T-Tests Explained

Questions and Answers

When is a single-sample t-test appropriately used?

• When comparing two samples where each participant is in only one sample.
• When comparing a sample mean to a population mean and the population standard deviation is unknown. (correct)
• When comparing two samples where each participant is in both samples.
• When comparing a sample mean to a population mean and the population standard deviation is known.

In what study design is a paired-samples t-test suitable?

• Any design where the population standard deviation is unknown.
• Any design where there are more than two samples.
• A between-groups design.
• A within-groups design. (correct)

What distinguishes the independent-samples t-test from other types of t-tests?

• It compares a sample mean to a known population mean.
• It compares two means in a between-groups design. (correct)
• It compares a sample mean to a known population mean when the population standard deviation is known.
• It compares two means in a within-groups design.

What does the independent-samples t-test require regarding participant assignment?

Participants are assigned to either one of two groups. (D)

What type of distribution does the independent-samples t-test use for comparison?

A distribution of differences between means. (A)

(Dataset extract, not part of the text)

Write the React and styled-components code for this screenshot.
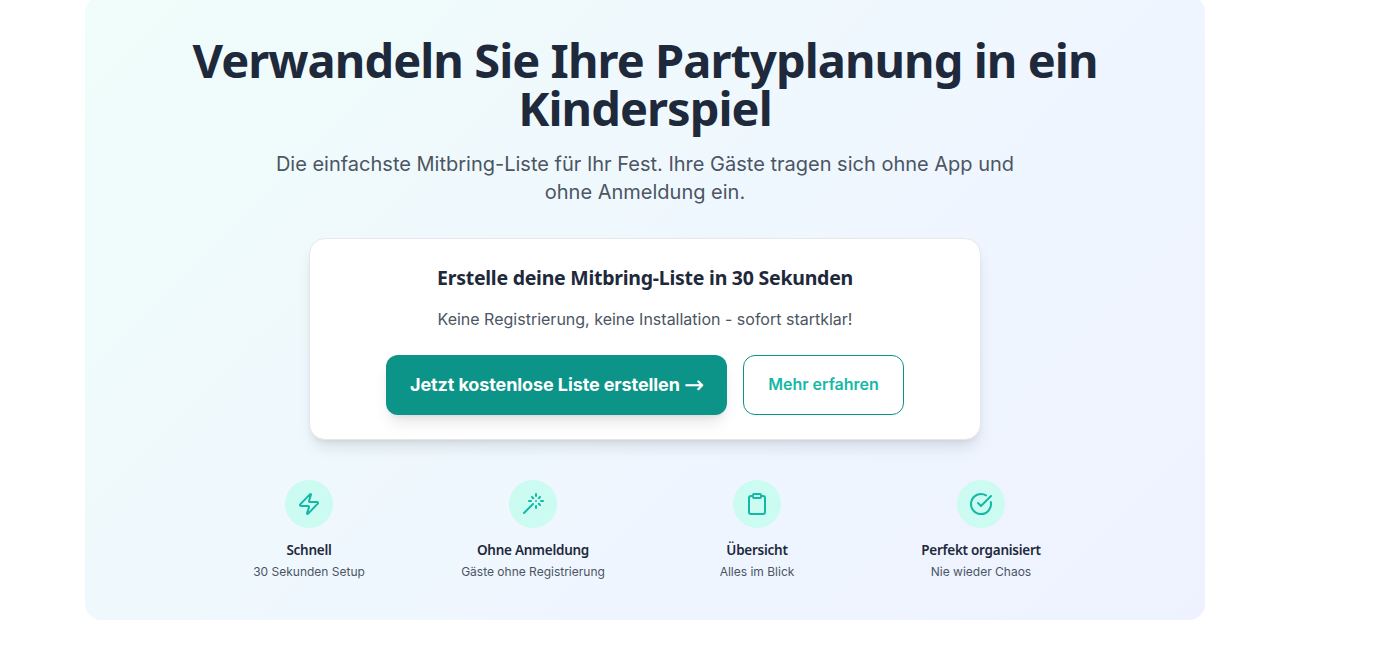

What does the independent-samples t-test require in terms of standard error?

Estimation of the appropriate standard error. (D)

In the context of hypothesis testing, if we assume the null hypothesis is true for an independent-samples t-test, what value would we expect for the difference between the population means $(\mu_X - \mu_Y)$?

$(\mu_X - \mu_Y) = 0$ (B)

Which of the following is NOT a step in calculating independent-samples t-tests?

Determine how many participants are needed. (C)

What is the purpose of identifying the populations, distribution, and assumptions in the first step of an independent-samples t-test?

To ensure the data meets the requirements for the test and to properly interpret the results. (D)

In the context of hypothesis testing, what does stating the null hypothesis involve?

Assuming there is no difference between the groups being studied. (D)

What does determining the characteristics of the comparison distribution involve in an independent-samples t-test?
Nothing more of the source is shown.